Willie Cole is no stranger to Birmingham audiences. His work was the subject of a 2007 touring retrospective and a 2013 solo exhibition at beta pictoris gallery, so one might wonder what revelations could possibly appear in “Willie Cole: Transformations” at the Abroms-Engel Institute for the Visual Arts. Fortunately, the exhibition was able to quickly dispel my concerns. Cole, who is based in New Jersey, has always been multifaceted, and his works operate on so many levels that they function simultaneously as aesthetic, cultural, and critical objects.
The works in the show spanned the past 20 years. Curated by AEIVA’s director Lisa Tamiris-Becker, “Transformations” was as much an archaeology as it is a chronology. This was an opportunity to excavate many surprising pieces held in Birmingham collections, as major local collectors have always focused on Cole’s works. What resulted was a rich selection that the public seldom sees. Case in point were the two exceptional matchstick sculptures, Malcolm’s Chicken I and Malcolm’s Chicken III, that reference the entire history of tramp art at the same time that they recall Malcolm X’s statement concerning “chickens coming home to roost.” Given the social, cultural, and political issues currently confronting America, there could be fewer more poignant or more prescient works to consider right now.

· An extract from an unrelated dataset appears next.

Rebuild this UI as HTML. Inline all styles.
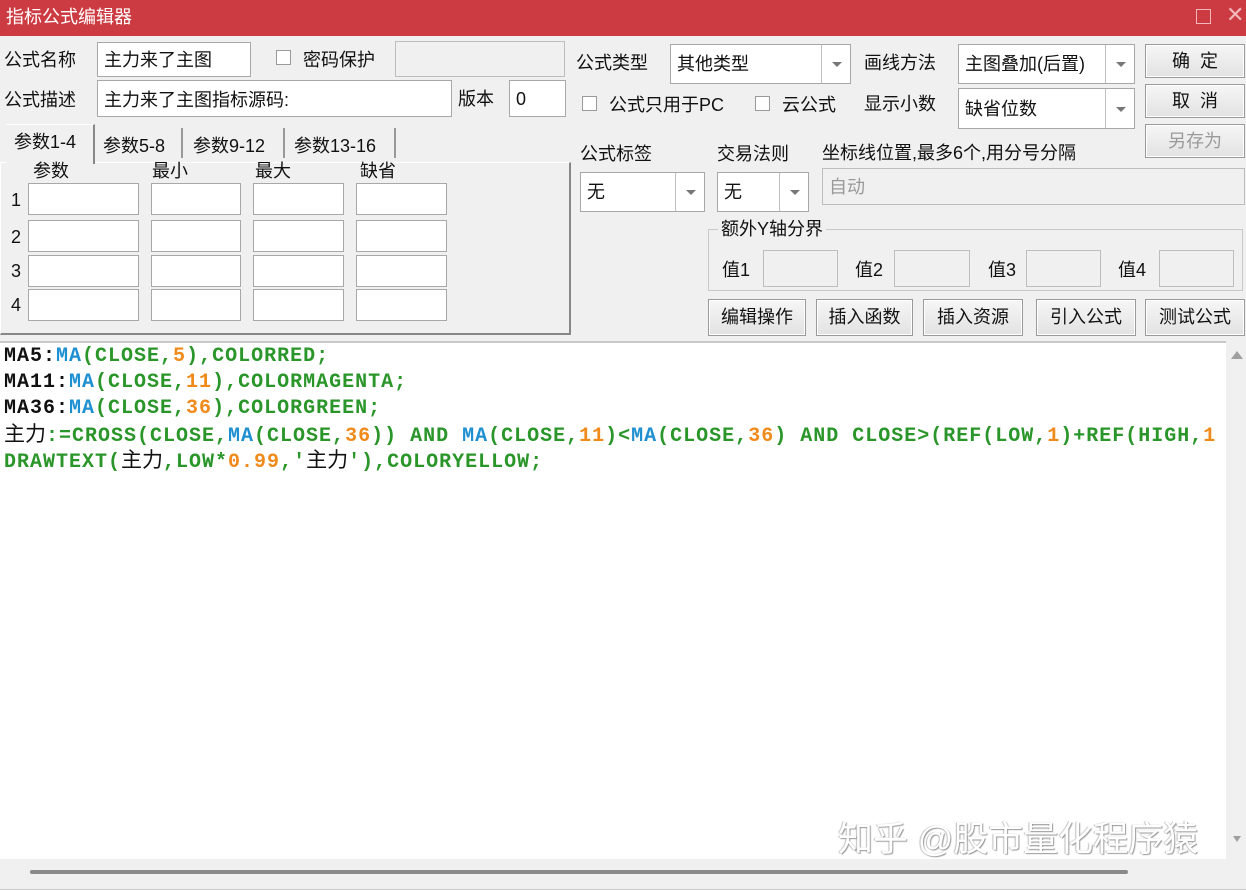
<!DOCTYPE html>
<html><head><meta charset="utf-8"><style>
*{box-sizing:border-box;margin:0;padding:0}
body{width:1246px;height:890px;background:#f0f0f0;position:relative;overflow:hidden;font-family:"Liberation Sans","Noto Sans CJK SC",sans-serif;font-size:18px;color:#111}
.a{position:absolute;white-space:nowrap}
.t{position:absolute;white-space:nowrap;line-height:20px}
.in{position:absolute;background:#fff;border:1px solid #a8a8a8}
.ro{position:absolute;background:#f0f0f0;border:1px solid #bdbdbd}
.cb{position:absolute;width:15px;height:15px;background:#fff;border:1px solid #9a9a9a}
.cmb{position:absolute;background:#fff;border:1px solid #a8a8a8}
.cmb .d{position:absolute;right:0;top:0;bottom:0;width:29px;border-left:1px solid #c0c0c0}
.cmb .d:after{content:"";position:absolute;left:10px;top:50%;margin-top:-2px;border-left:5px solid transparent;border-right:5px solid transparent;border-top:5px solid #777}
.cmb span{position:absolute;left:6px;top:50%;margin-top:-11px;line-height:22px}
.btn{position:absolute;background:linear-gradient(#f6f6f6,#e2e2e2);border:1px solid #9a9a9a;box-shadow:inset 0 0 0 1px #fff;text-align:center;line-height:32px}
.code{position:absolute;left:0;top:341px;width:1226px;height:518px;background:#fff;border-top:2px solid #c8c8c8;font-family:"Liberation Mono",monospace;font-weight:bold;font-size:20px;letter-spacing:1px}
.code div{position:absolute;left:4px;white-space:nowrap;line-height:26px;height:26px}
.k{color:#111}.b{color:#1e8fd0}.g{color:#2a962a}.o{color:#f08a1a}
.cj{font-family:"Liberation Sans","Noto Sans CJK SC",sans-serif;font-weight:normal;font-size:21px;color:#111;letter-spacing:0}
</style></head><body>
<div class="a" style="left:0;top:0;width:1246px;height:36px;background:#cc3b42"></div>
<div class="t" style="left:6px;top:7px;color:#fff;font-size:18px">指标公式编辑器</div>
<div class="a" style="left:1196px;top:9px;width:15px;height:15px;border:1px solid #f2b8bb"></div>
<div class="t" style="left:1226px;top:5px;color:#f2b8bb;font-size:22px">✕</div>

<div class="t" style="left:4px;top:50px">公式名称</div>
<div class="in" style="left:97px;top:42px;width:154px;height:35px"></div>
<div class="t" style="left:104px;top:50px">主力来了主图</div>
<div class="cb" style="left:276px;top:50px"></div>
<div class="t" style="left:303px;top:50px">密码保护</div>
<div class="ro" style="left:395px;top:41px;width:170px;height:36px"></div>

<div class="t" style="left:4px;top:90px">公式描述</div>
<div class="in" style="left:97px;top:80px;width:355px;height:37px"></div>
<div class="t" style="left:104px;top:90px">主力来了主图指标源码:</div>
<div class="t" style="left:458px;top:89px">版本</div>
<div class="in" style="left:509px;top:80px;width:57px;height:37px"></div>
<div class="t" style="left:516px;top:89px">0</div>

<div class="a" style="left:0;top:162px;width:571px;height:173px;border:1px solid #fff;border-right:2px solid #888;border-bottom:2px solid #888"></div>
<div class="a" style="left:6px;top:124px;width:89px;height:40px;background:#f0f0f0;border-right:2px solid #888;border-top:1px solid #fff"></div>
<div class="t" style="left:14px;top:132px">参数1-4</div>
<div class="t" style="left:103px;top:136px">参数5-8</div>
<div class="a" style="left:181px;top:128px;width:2px;height:30px;background:#999"></div>
<div class="t" style="left:193px;top:136px">参数9-12</div>
<div class="a" style="left:283px;top:128px;width:2px;height:30px;background:#999"></div>
<div class="t" style="left:294px;top:136px">参数13-16</div>
<div class="a" style="left:394px;top:128px;width:2px;height:30px;background:#999"></div>

<div class="t" style="left:33px;top:161px">参数</div>
<div class="t" style="left:152px;top:161px">最小</div>
<div class="t" style="left:255px;top:161px">最大</div>
<div class="t" style="left:360px;top:161px">缺省</div>

<div class="t" style="left:11px;top:190px">1</div>
<div class="t" style="left:11px;top:227px">2</div>
<div class="t" style="left:11px;top:261px">3</div>
<div class="t" style="left:11px;top:295px">4</div>
<div class="in" style="left:28px;top:183px;width:111px;height:32px"></div><div class="in" style="left:151px;top:183px;width:90px;height:32px"></div><div class="in" style="left:253px;top:183px;width:91px;height:32px"></div><div class="in" style="left:356px;top:183px;width:91px;height:32px"></div>
<div class="in" style="left:28px;top:220px;width:111px;height:32px"></div><div class="in" style="left:151px;top:220px;width:90px;height:32px"></div><div class="in" style="left:253px;top:220px;width:91px;height:32px"></div><div class="in" style="left:356px;top:220px;width:91px;height:32px"></div>
<div class="in" style="left:28px;top:255px;width:111px;height:32px"></div><div class="in" style="left:151px;top:255px;width:90px;height:32px"></div><div class="in" style="left:253px;top:255px;width:91px;height:32px"></div><div class="in" style="left:356px;top:255px;width:91px;height:32px"></div>
<div class="in" style="left:28px;top:289px;width:111px;height:32px"></div><div class="in" style="left:151px;top:289px;width:90px;height:32px"></div><div class="in" style="left:253px;top:289px;width:91px;height:32px"></div><div class="in" style="left:356px;top:289px;width:91px;height:32px"></div>

<div class="t" style="left:576px;top:53px">公式类型</div>
<div class="cmb" style="left:670px;top:44px;width:181px;height:40px"><span>其他类型</span><div class="d"></div></div>
<div class="t" style="left:864px;top:53px">画线方法</div>
<div class="cmb" style="left:958px;top:44px;width:177px;height:40px"><span>主图叠加(后置)</span><div class="d"></div></div>
<div class="btn" style="left:1145px;top:44px;width:100px;height:34px">确&nbsp;&nbsp;定</div>
<div class="btn" style="left:1145px;top:84px;width:100px;height:34px">取&nbsp;&nbsp;消</div>
<div class="btn" style="left:1145px;top:124px;width:100px;height:34px;color:#9a9a9a">另存为</div>

<div class="cb" style="left:582px;top:96px"></div>
<div class="t" style="left:609px;top:95px">公式只用于PC</div>
<div class="cb" style="left:755px;top:96px"></div>
<div class="t" style="left:782px;top:95px">云公式</div>
<div class="t" style="left:864px;top:94px">显示小数</div>
<div class="cmb" style="left:958px;top:88px;width:177px;height:41px"><span>缺省位数</span><div class="d"></div></div>

<div class="t" style="left:580px;top:144px">公式标签</div>
<div class="t" style="left:717px;top:144px">交易法则</div>
<div class="t" style="left:822px;top:143px">坐标线位置,最多6个,用分号分隔</div>
<div class="cmb" style="left:580px;top:172px;width:125px;height:40px"><span>无</span><div class="d"></div></div>
<div class="cmb" style="left:717px;top:172px;width:92px;height:40px"><span>无</span><div class="d"></div></div>
<div class="ro" style="left:822px;top:168px;width:423px;height:37px"></div>
<div class="t" style="left:829px;top:177px;color:#999">自动</div>

<div class="a" style="left:708px;top:229px;width:535px;height:62px;border:1px solid #c8c8c8"></div>
<div class="t" style="left:718px;top:219px;background:#f0f0f0;padding:0 3px">额外Y轴分界</div>
<div class="t" style="left:722px;top:260px">值1</div><div class="ro" style="left:763px;top:250px;width:75px;height:37px"></div>
<div class="t" style="left:855px;top:260px">值2</div><div class="ro" style="left:894px;top:250px;width:76px;height:37px"></div>
<div class="t" style="left:988px;top:260px">值3</div><div class="ro" style="left:1026px;top:250px;width:75px;height:37px"></div>
<div class="t" style="left:1118px;top:260px">值4</div><div class="ro" style="left:1159px;top:250px;width:75px;height:37px"></div>

<div class="btn" style="left:708px;top:299px;width:98px;height:37px;line-height:35px">编辑操作</div>
<div class="btn" style="left:816px;top:299px;width:97px;height:37px;line-height:35px">插入函数</div>
<div class="btn" style="left:923px;top:299px;width:100px;height:37px;line-height:35px">插入资源</div>
<div class="btn" style="left:1036px;top:299px;width:100px;height:37px;line-height:35px">引入公式</div>
<div class="btn" style="left:1145px;top:299px;width:100px;height:37px;line-height:35px">测试公式</div>

<div class="code">
<div style="top:1px"><span class="k">MA5:</span><span class="b">MA</span><span class="g">(CLOSE,</span><span class="o">5</span><span class="g">),COLORRED;</span></div>
<div style="top:27px"><span class="k">MA11:</span><span class="b">MA</span><span class="g">(CLOSE,</span><span class="o">11</span><span class="g">),COLORMAGENTA;</span></div>
<div style="top:53px"><span class="k">MA36:</span><span class="b">MA</span><span class="g">(CLOSE,</span><span class="o">36</span><span class="g">),COLORGREEN;</span></div>
<div style="top:79px"><span class="cj">主力</span><span class="g">:=CROSS(CLOSE,</span><span class="b">MA</span><span class="g">(CLOSE,</span><span class="o">36</span><span class="g">)) AND </span><span class="b">MA</span><span class="g">(CLOSE,</span><span class="o">11</span><span class="g">)&lt;</span><span class="b">MA</span><span class="g">(CLOSE,</span><span class="o">36</span><span class="g">) AND CLOSE&gt;(REF(LOW,</span><span class="o">1</span><span class="g">)+REF(HIGH,</span><span class="o">1</span></div>
<div style="top:105px"><span class="g">DRAWTEXT(</span><span class="cj">主力</span><span class="g">,LOW*</span><span class="o">0.99</span><span class="g">,'</span><span class="cj">主力</span><span class="g">'),COLORYELLOW;</span></div>
</div>
<div class="a" style="left:1226px;top:343px;width:20px;height:516px;background:#f0f0f0"></div>
<div class="a" style="left:1231px;top:351px;border-left:6px solid transparent;border-right:6px solid transparent;border-bottom:8px solid #a0a0a0"></div>
<div class="a" style="left:1233px;top:836px;border-left:4px solid transparent;border-right:4px solid transparent;border-top:6px solid #a0a0a0"></div>
<div class="a" style="left:0;top:859px;width:1246px;height:31px;background:#f0f0f0;border-bottom:1px solid #c8c8c8"></div>
<div class="a" style="left:30px;top:870px;width:1098px;height:4px;background:#8a8a8a;border-radius:2px"></div>
<div class="t" style="left:838px;top:820px;font-size:35px;line-height:40px;letter-spacing:0;color:#fff;text-shadow:1px 1px 1px #999,-1px 0 1px #bbb">知乎 @股市量化程序猿</div>
</body></html>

Also particularly strong are Cole’s shoe sculptures, some sewn, others cast and patinated. The sewn sculptures Pink Leather Venus and Black Leather Venus highlight Cole’s ability to take everyday objects and caress them into exquisite forms, turning shoes into pieces that seem as if they are fashioned from wood. Cole’s sculptures always exist at the intersections of history and culture, combining fetish, object, and complex African history with disposable, American mass-produced culture.
Cole recently took his explorations of form and shape with shoes even further, transforming them into bronze in a series begun in 2012. The Worrier works are phantasmagorical simulacra, the bronze shoes patinated to appear like leather, the disposed object transformed into the immutable, solid material then made to look fragile again.

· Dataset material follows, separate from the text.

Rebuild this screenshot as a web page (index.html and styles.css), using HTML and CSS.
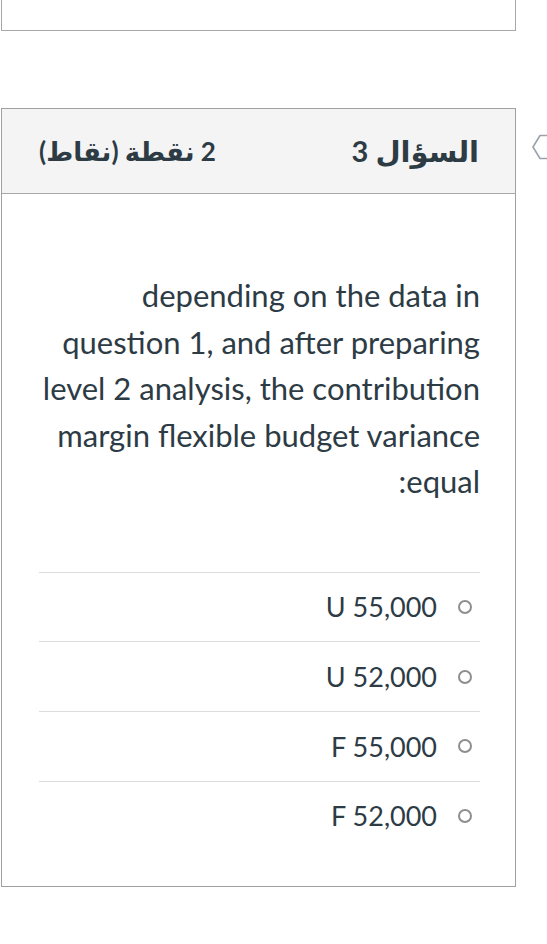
FILE: index.html
```html
<!DOCTYPE html>
<html lang="ar">
<head>
<meta charset="utf-8">
<link rel="stylesheet" href="styles.css">
</head>
<body>
<div class="page">
  <div class="main">
    <div class="prev-box"></div>
    <div class="card" dir="rtl">
      <div class="card-header">
        <span class="q-title">السؤال 3</span>
        <span class="q-points">2 نقطة (نقاط)</span>
      </div>
      <div class="card-body">
        <p class="q-text">depending on the data in question 1, and after preparing level 2 analysis, the contribution margin flexible budget variance equal:</p>
        <ul class="answers">
          <li class="answer"><span class="radio"></span><span class="label">U 55,000</span></li>
          <li class="answer"><span class="radio"></span><span class="label">U 52,000</span></li>
          <li class="answer"><span class="radio"></span><span class="label">F 55,000</span></li>
          <li class="answer"><span class="radio"></span><span class="label">F 52,000</span></li>
        </ul>
      </div>
    </div>
  </div>
  <div class="side">
    <svg class="flag" width="16" height="26" viewBox="0 0 16 26">
      <path d="M16 1.5 H9 L2 13 L9 24.5 H16" fill="none" stroke="#9aa2ad" stroke-width="1.6" stroke-linejoin="round"/>
    </svg>
  </div>
</div>
</body>
</html>
```

FILE: styles.css
```css
html, body {
  margin: 0;
  padding: 0;
  background: #ffffff;
}
body {
  font-family: Lato, "DejaVu Sans", sans-serif;
  color: #2d3b45;
}
.page {
  display: flex;
  align-items: flex-start;
  padding-left: 1px;
}
.main {
  width: 516px;
  display: flex;
  flex-direction: column;
}
.prev-box {
  height: 30px;
  border: 1px solid #a8a8a8;
  border-top: none;
}
.card {
  margin-top: 77px;
  border: 1px solid #a0a0a0;
}
.card-header {
  height: 84px;
  background: #f4f4f4;
  border-bottom: 1px solid #a8a8a8;
  display: flex;
  align-items: center;
  justify-content: space-between;
  padding: 0 36px 0 37px;
  font-weight: 700;
  color: #2d3b45;
}
.q-title {
  font-size: 29px;
}
.q-points {
  font-size: 26px;
}
.card-body {
  padding: 78px 35px 36px 37px;
}
.q-text {
  margin: 0;
  font-size: 31px;
  line-height: 46.5px;
  text-align: right;
}
.answers {
  list-style: none;
  margin: 67px 0 0 0;
  padding: 0;
}
.answer {
  height: 68.7px;
  border-top: 1px solid #dcdcdc;
  display: flex;
  align-items: center;
  gap: 21px;
  font-size: 27px;
}
.radio {
  width: 10px;
  height: 10px;
  border: 2px solid #8e8e8e;
  border-radius: 50%;
  margin-right: 8px;
  flex: none;
}
.side {
  margin-top: 134px;
  margin-left: 15px;
}
.flag {
  display: block;
}
```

Tji Wara Mother and Child #1 (2008) is constructed from bicycle parts. The exhibition text described its relationship to Bamana sculpture, and also linked it to Duchamp’s Bicycle Wheel, an obvious predecessor. One might argue that its more closely related antecedent, through which it would engage the West’s obsessions with both anthropology and bricolage more directly, would be Picasso’s Bull’s Head.

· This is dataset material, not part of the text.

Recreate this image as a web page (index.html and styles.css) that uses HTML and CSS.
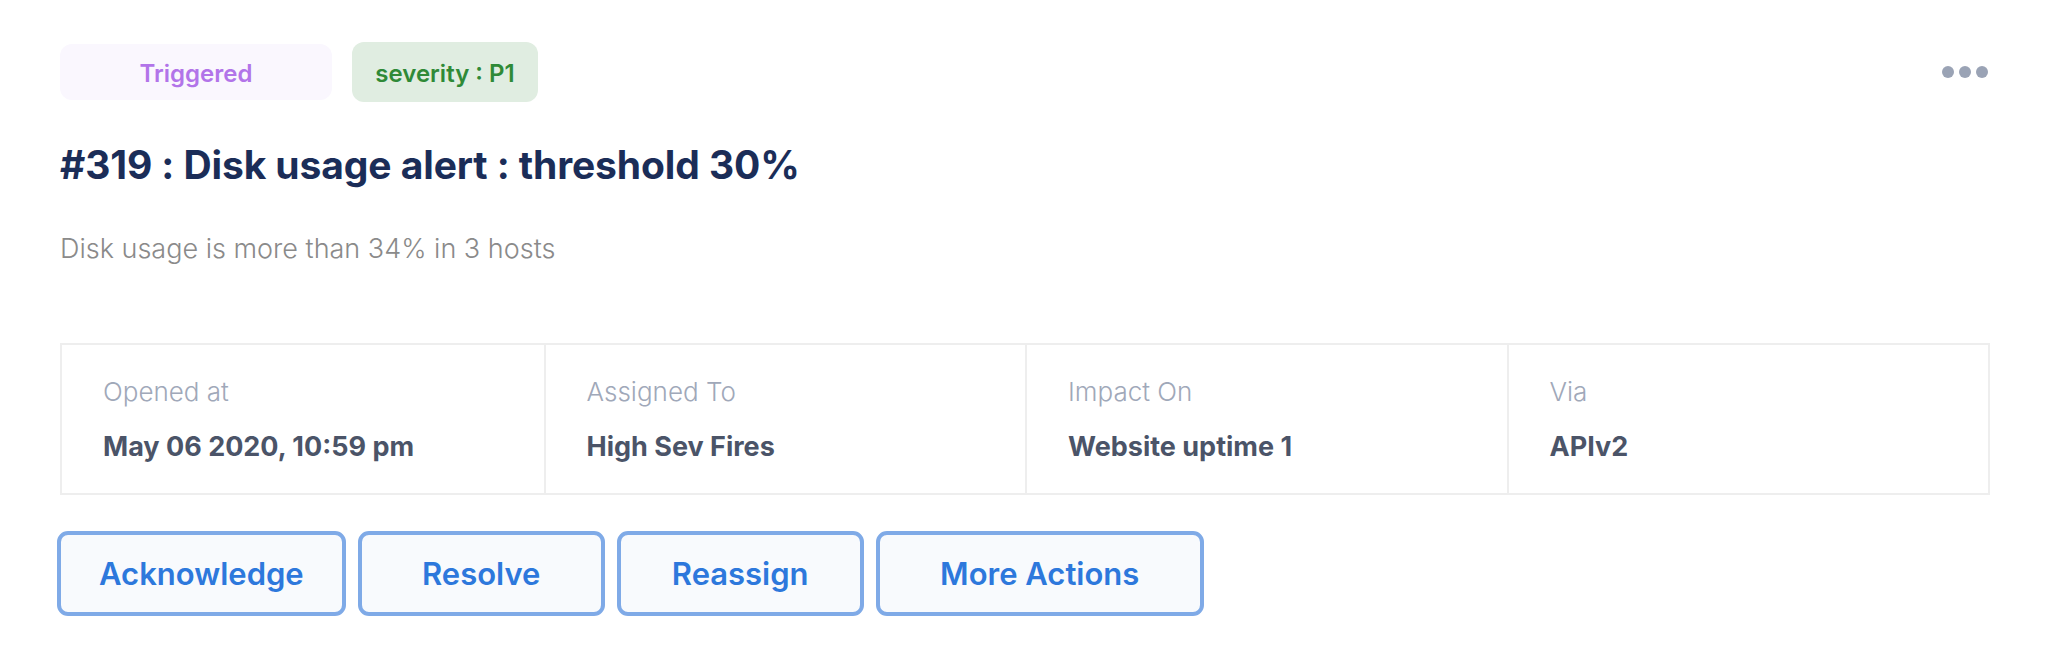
FILE: index.html
```html
<!DOCTYPE html>
<html lang="en">
<head>
<meta charset="utf-8">
<title>Incident #319</title>
<link rel="stylesheet" href="styles.css">
</head>
<body>
<div class="incident">
  <div class="top">
    <div class="tags">
      <span class="tag tag-status">Triggered</span>
      <span class="tag tag-sev">severity : P1</span>
    </div>
    <button class="more" aria-label="More">
      <span class="dot"></span><span class="dot"></span><span class="dot"></span>
    </button>
  </div>
  <h1 class="title">#319 : Disk usage alert : threshold 30%</h1>
  <p class="desc">Disk usage is more than 34% in 3 hosts</p>
  <div class="meta">
    <div class="cell"><div class="label">Opened at</div><div class="value">May 06 2020, 10:59 pm</div></div>
    <div class="cell"><div class="label">Assigned To</div><div class="value">High Sev Fires</div></div>
    <div class="cell"><div class="label">Impact On</div><div class="value">Website uptime 1</div></div>
    <div class="cell"><div class="label">Via</div><div class="value">APIv2</div></div>
  </div>
  <div class="actions">
    <button class="btn">Acknowledge</button>
    <button class="btn">Resolve</button>
    <button class="btn">Reassign</button>
    <button class="btn btn-wide">More Actions</button>
  </div>
</div>
</body>
</html>
```
FILE: styles.css
```css
* { box-sizing: border-box; }
html, body { margin: 0; padding: 0; background: #ffffff; }
body { font-family: "Inter", "Roboto", sans-serif; }

.incident { padding: 42px 51px 0 60px; }

.top { display: flex; align-items: center; justify-content: space-between; height: 60px; }
.tags { display: flex; align-items: center; gap: 20px; }
.tag {
  display: inline-flex; align-items: center; justify-content: center;
  font-size: 24px; font-weight: 600; border-radius: 12px; padding-top: 2px;
}
.tag-status { width: 272px; height: 56px; background: #faf7fe; color: #b274e9; }
.tag-sev { width: 186px; height: 60px; background: #e0ede1; color: #2f8a37; }

.more {
  display: flex; gap: 5px; align-items: center; background: none; border: 0; padding: 0 11px 0 0; cursor: pointer;
}
.dot { width: 12px; height: 12px; border-radius: 50%; background: #9aa3b5; }

.title {
  margin: 40px 0 0; font-size: 39px; font-weight: 700; color: #1b2d58; line-height: 46px; letter-spacing: -0.1px;
}
.desc {
  margin: 45px 0 0; font-size: 27px; font-weight: 300; color: #8a8a8a; line-height: 32px;
}

.meta {
  margin-top: 78px; margin-right: 9px; display: grid; grid-template-columns: repeat(4, 1fr);
  border: 2px solid #eeeeee; height: 152px;
}
.cell { padding: 31px 40px 0 41px; border-left: 2px solid #eeeeee; }
.cell:first-child { border-left: 0; }
.label { font-size: 26px; font-weight: 300; color: #a0a8b9; line-height: 32px; }
.value { margin-top: 22px; font-size: 27px; font-weight: 700; color: #4b5468; line-height: 34px; }

.actions { display: flex; gap: 12px; margin: 36px 0 0 -3px; }
.btn {
  height: 85px; min-width: 247px; padding: 0 38px;
  border: 4px solid #7faae7; border-radius: 11px; background: #f8fafd;
  font-family: inherit; font-size: 31px; font-weight: 600; color: #2d78dc; cursor: pointer;
}
.btn-wide { width: 328px; }
```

Red Spirit Light, a massive chandelier made of salvaged plastic bottles, was more problematic. The challenge here is that, in some senses, both the form and the materiality of the plastic bottle are so commonplace in our reuse and recycle culture that it is difficult for it to transcend that association, even with an extensive and spiritually grounded explanation. Size and scale situate the work as monumental, but the more intimate elements that motivated the piece are somehow elusive without Cole’s explanation.
More powerful is the site-specific shoe rosette Sole Flower (2015), which was constructed specifically for the exhibition. One might note here that this work in fact created a dialogue with the many other rosettes on the UAB campus, including the stained glass window of the Spencer Honors House across the street and the cast iron “Rosette Bobbin” sculpture found adjacent to that building.
The most difficult aspect of the exhibition arose not from the objects but from their context. Cole’s two firehose works, Civil Constrictor and Birmingham Rattlesnake were installed in an adjacent gallery, commingling with a photographic exhibition that combines the works of Civil Rights photographers James “Spider” Martin and Peter Magubane. In a sense, shoehorning the firehose works into this gallery serves merely to limit their interpretations. For many viewers, it made their physical function more significant than their artistic form. In these works, Cole’s poeticism is the most effective in his capacity to juxtapose text and object. Experiencing this requires the active participation of the viewer, who must engage with both the text and the object label. It requires the participation of the viewer in the act of naming. Now, back among the images of American and African civil rights struggles, the capacity for this participatory engagement was diminished. The firehose simply became a tool of repression rather than a tool of expression. Had these been sited back among Cole’s other pieces, the rupture between object and image may have made the jolt of recognition all the more jarring, and the viewer would have been left to make his or her own connections.
In the end, “Willie Cole: Transformations” was an engaging experience. The exhibition highlighted a selection of his developments and interests over the past two decades. The show was large enough to touch on these, yet not large enough to be encyclopedic. It focused on local works in part to enhance these connections with collectors, and it brought examples of the breadth of Cole’s never-ending creativity to the fore.